- [Stated exercise] Reproduce every line of the listing as written, apart from the pictures.

- [Recorded information]
** Begin **
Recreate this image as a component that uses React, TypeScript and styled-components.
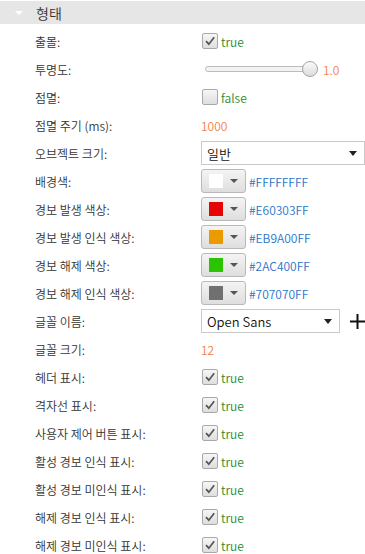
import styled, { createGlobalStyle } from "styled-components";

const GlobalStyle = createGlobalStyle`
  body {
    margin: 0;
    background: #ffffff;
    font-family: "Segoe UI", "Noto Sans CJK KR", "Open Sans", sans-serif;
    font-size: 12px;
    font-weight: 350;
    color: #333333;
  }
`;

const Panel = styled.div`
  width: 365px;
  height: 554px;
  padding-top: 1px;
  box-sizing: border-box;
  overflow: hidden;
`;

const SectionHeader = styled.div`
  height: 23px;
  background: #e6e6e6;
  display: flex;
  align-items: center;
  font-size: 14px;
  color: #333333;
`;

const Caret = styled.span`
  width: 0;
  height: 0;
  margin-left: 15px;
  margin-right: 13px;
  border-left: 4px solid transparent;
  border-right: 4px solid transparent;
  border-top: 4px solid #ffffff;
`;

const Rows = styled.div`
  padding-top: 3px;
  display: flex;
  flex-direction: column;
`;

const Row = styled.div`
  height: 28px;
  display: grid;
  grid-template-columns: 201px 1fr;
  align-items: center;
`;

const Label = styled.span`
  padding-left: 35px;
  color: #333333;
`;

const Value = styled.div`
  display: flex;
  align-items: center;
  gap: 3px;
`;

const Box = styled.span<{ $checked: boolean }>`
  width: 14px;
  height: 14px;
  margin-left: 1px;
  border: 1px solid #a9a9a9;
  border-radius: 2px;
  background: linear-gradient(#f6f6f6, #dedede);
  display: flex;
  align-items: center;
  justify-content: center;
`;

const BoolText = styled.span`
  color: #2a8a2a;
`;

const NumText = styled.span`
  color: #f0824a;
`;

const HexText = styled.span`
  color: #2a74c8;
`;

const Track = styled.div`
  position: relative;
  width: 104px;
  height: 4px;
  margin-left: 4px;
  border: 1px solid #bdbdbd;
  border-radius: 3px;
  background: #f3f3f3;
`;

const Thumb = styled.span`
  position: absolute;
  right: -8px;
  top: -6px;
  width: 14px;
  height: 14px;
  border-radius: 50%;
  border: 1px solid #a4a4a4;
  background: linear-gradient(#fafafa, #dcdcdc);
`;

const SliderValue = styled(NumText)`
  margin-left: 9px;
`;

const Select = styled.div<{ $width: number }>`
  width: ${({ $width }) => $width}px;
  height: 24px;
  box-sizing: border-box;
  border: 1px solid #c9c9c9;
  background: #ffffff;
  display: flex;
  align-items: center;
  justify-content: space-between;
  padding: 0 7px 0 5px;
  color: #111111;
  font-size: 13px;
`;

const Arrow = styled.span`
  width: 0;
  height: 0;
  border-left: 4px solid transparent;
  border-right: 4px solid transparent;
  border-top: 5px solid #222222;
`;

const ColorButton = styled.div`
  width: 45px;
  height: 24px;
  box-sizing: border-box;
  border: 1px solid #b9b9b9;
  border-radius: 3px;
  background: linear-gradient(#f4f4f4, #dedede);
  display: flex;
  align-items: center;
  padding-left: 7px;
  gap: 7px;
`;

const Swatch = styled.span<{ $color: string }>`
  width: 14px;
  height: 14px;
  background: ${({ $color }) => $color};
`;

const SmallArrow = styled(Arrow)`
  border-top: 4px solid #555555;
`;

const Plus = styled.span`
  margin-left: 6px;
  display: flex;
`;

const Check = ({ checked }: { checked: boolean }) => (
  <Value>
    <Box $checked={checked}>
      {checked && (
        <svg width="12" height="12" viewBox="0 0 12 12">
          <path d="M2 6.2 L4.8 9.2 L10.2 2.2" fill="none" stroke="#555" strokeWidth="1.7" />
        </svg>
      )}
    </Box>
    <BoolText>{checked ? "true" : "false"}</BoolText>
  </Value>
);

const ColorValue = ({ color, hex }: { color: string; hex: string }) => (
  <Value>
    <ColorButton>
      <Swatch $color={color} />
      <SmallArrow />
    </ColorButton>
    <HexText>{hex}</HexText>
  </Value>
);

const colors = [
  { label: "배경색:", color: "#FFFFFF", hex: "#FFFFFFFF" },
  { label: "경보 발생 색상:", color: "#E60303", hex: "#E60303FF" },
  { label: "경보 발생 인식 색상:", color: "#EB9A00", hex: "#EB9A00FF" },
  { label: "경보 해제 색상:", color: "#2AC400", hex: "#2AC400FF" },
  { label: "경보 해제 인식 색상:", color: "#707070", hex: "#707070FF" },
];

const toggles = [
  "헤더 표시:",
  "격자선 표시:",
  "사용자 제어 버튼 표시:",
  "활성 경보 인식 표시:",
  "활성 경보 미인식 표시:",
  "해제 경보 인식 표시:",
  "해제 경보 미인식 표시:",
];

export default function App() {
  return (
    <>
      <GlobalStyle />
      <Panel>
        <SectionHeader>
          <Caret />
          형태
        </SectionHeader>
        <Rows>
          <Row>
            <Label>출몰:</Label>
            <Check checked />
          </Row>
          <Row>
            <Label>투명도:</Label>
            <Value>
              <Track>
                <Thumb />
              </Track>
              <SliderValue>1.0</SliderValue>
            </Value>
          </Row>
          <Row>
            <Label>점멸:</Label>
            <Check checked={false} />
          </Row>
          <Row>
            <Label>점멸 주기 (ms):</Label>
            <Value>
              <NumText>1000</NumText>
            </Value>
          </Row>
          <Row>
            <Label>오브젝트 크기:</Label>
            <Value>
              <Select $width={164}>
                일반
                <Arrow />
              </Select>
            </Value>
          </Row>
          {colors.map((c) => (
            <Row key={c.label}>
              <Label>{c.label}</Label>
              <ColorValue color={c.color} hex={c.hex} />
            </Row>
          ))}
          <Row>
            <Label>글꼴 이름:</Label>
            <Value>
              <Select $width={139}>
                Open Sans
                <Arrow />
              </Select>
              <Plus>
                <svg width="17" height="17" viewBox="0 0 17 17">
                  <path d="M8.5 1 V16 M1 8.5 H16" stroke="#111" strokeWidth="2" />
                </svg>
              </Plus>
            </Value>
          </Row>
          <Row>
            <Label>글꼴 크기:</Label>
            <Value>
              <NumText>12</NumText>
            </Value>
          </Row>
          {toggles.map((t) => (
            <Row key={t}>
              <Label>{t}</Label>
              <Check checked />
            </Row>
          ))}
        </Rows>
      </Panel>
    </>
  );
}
** End **
- [Exercise response]
Recreate this image as a component that uses React, TypeScript and styled-components.
import styled, { createGlobalStyle } from "styled-components";

const GlobalStyle = createGlobalStyle`
  body {
    margin: 0;
    background: #ffffff;
    font-family: "Segoe UI", "Noto Sans CJK KR", "Open Sans", sans-serif;
    font-size: 12px;
    font-weight: 350;
    color: #333333;
  }
`;

const Panel = styled.div`
  width: 365px;
  height: 554px;
  padding-top: 1px;
  box-sizing: border-box;
  overflow: hidden;
`;

const SectionHeader = styled.div`
  height: 23px;
  background: #e6e6e6;
  display: flex;
  align-items: center;
  font-size: 14px;
  color: #333333;
`;

const Caret = styled.span`
  width: 0;
  height: 0;
  margin-left: 15px;
  margin-right: 13px;
  border-left: 4px solid transparent;
  border-right: 4px solid transparent;
  border-top: 4px solid #ffffff;
`;

const Rows = styled.div`
  padding-top: 3px;
  display: flex;
  flex-direction: column;
`;

const Row = styled.div`
  height: 28px;
  display: grid;
  grid-template-columns: 201px 1fr;
  align-items: center;
`;

const Label = styled.span`
  padding-left: 35px;
  color: #333333;
`;

const Value = styled.div`
  display: flex;
  align-items: center;
  gap: 3px;
`;

const Box = styled.span<{ $checked: boolean }>`
  width: 14px;
  height: 14px;
  margin-left: 1px;
  border: 1px solid #a9a9a9;
  border-radius: 2px;
  background: linear-gradient(#f6f6f6, #dedede);
  display: flex;
  align-items: center;
  justify-content: center;
`;

const BoolText = styled.span`
  color: #2a8a2a;
`;

const NumText = styled.span`
  color: #f0824a;
`;

const HexText = styled.span`
  color: #2a74c8;
`;

const Track = styled.div`
  position: relative;
  width: 104px;
  height: 4px;
  margin-left: 4px;
  border: 1px solid #bdbdbd;
  border-radius: 3px;
  background: #f3f3f3;
`;

const Thumb = styled.span`
  position: absolute;
  right: -8px;
  top: -6px;
  width: 14px;
  height: 14px;
  border-radius: 50%;
  border: 1px solid #a4a4a4;
  background: linear-gradient(#fafafa, #dcdcdc);
`;

const SliderValue = styled(NumText)`
  margin-left: 9px;
`;

const Select = styled.div<{ $width: number }>`
  width: ${({ $width }) => $width}px;
  height: 24px;
  box-sizing: border-box;
  border: 1px solid #c9c9c9;
  background: #ffffff;
  display: flex;
  align-items: center;
  justify-content: space-between;
  padding: 0 7px 0 5px;
  color: #111111;
  font-size: 13px;
`;

const Arrow = styled.span`
  width: 0;
  height: 0;
  border-left: 4px solid transparent;
  border-right: 4px solid transparent;
  border-top: 5px solid #222222;
`;

const ColorButton = styled.div`
  width: 45px;
  height: 24px;
  box-sizing: border-box;
  border: 1px solid #b9b9b9;
  border-radius: 3px;
  background: linear-gradient(#f4f4f4, #dedede);
  display: flex;
  align-items: center;
  padding-left: 7px;
  gap: 7px;
`;

const Swatch = styled.span<{ $color: string }>`
  width: 14px;
  height: 14px;
  background: ${({ $color }) => $color};
`;

const SmallArrow = styled(Arrow)`
  border-top: 4px solid #555555;
`;

const Plus = styled.span`
  margin-left: 6px;
  display: flex;
`;

const Check = ({ checked }: { checked: boolean }) => (
  <Value>
    <Box $checked={checked}>
      {checked && (
        <svg width="12" height="12" viewBox="0 0 12 12">
          <path d="M2 6.2 L4.8 9.2 L10.2 2.2" fill="none" stroke="#555" strokeWidth="1.7" />
        </svg>
      )}
    </Box>
    <BoolText>{checked ? "true" : "false"}</BoolText>
  </Value>
);

const ColorValue = ({ color, hex }: { color: string; hex: string }) => (
  <Value>
    <ColorButton>
      <Swatch $color={color} />
      <SmallArrow />
    </ColorButton>
    <HexText>{hex}</HexText>
  </Value>
);

const colors = [
  { label: "배경색:", color: "#FFFFFF", hex: "#FFFFFFFF" },
  { label: "경보 발생 색상:", color: "#E60303", hex: "#E60303FF" },
  { label: "경보 발생 인식 색상:", color: "#EB9A00", hex: "#EB9A00FF" },
  { label: "경보 해제 색상:", color: "#2AC400", hex: "#2AC400FF" },
  { label: "경보 해제 인식 색상:", color: "#707070", hex: "#707070FF" },
];

const toggles = [
  "헤더 표시:",
  "격자선 표시:",
  "사용자 제어 버튼 표시:",
  "활성 경보 인식 표시:",
  "활성 경보 미인식 표시:",
  "해제 경보 인식 표시:",
  "해제 경보 미인식 표시:",
];

export default function App() {
  return (
    <>
      <GlobalStyle />
      <Panel>
        <SectionHeader>
          <Caret />
          형태
        </SectionHeader>
        <Rows>
          <Row>
            <Label>출몰:</Label>
            <Check checked />
          </Row>
          <Row>
            <Label>투명도:</Label>
            <Value>
              <Track>
                <Thumb />
              </Track>
              <SliderValue>1.0</SliderValue>
            </Value>
          </Row>
          <Row>
            <Label>점멸:</Label>
            <Check checked={false} />
          </Row>
          <Row>
            <Label>점멸 주기 (ms):</Label>
            <Value>
              <NumText>1000</NumText>
            </Value>
          </Row>
          <Row>
            <Label>오브젝트 크기:</Label>
            <Value>
              <Select $width={164}>
                일반
                <Arrow />
              </Select>
            </Value>
          </Row>
          {colors.map((c) => (
            <Row key={c.label}>
              <Label>{c.label}</Label>
              <ColorValue color={c.color} hex={c.hex} />
            </Row>
          ))}
          <Row>
            <Label>글꼴 이름:</Label>
            <Value>
              <Select $width={139}>
                Open Sans
                <Arrow />
              </Select>
              <Plus>
                <svg width="17" height="17" viewBox="0 0 17 17">
                  <path d="M8.5 1 V16 M1 8.5 H16" stroke="#111" strokeWidth="2" />
                </svg>
              </Plus>
            </Value>
          </Row>
          <Row>
            <Label>글꼴 크기:</Label>
            <Value>
              <NumText>12</NumText>
            </Value>
          </Row>
          {toggles.map((t) => (
            <Row key={t}>
              <Label>{t}</Label>
              <Check checked />
            </Row>
          ))}
        </Rows>
      </Panel>
    </>
  );
}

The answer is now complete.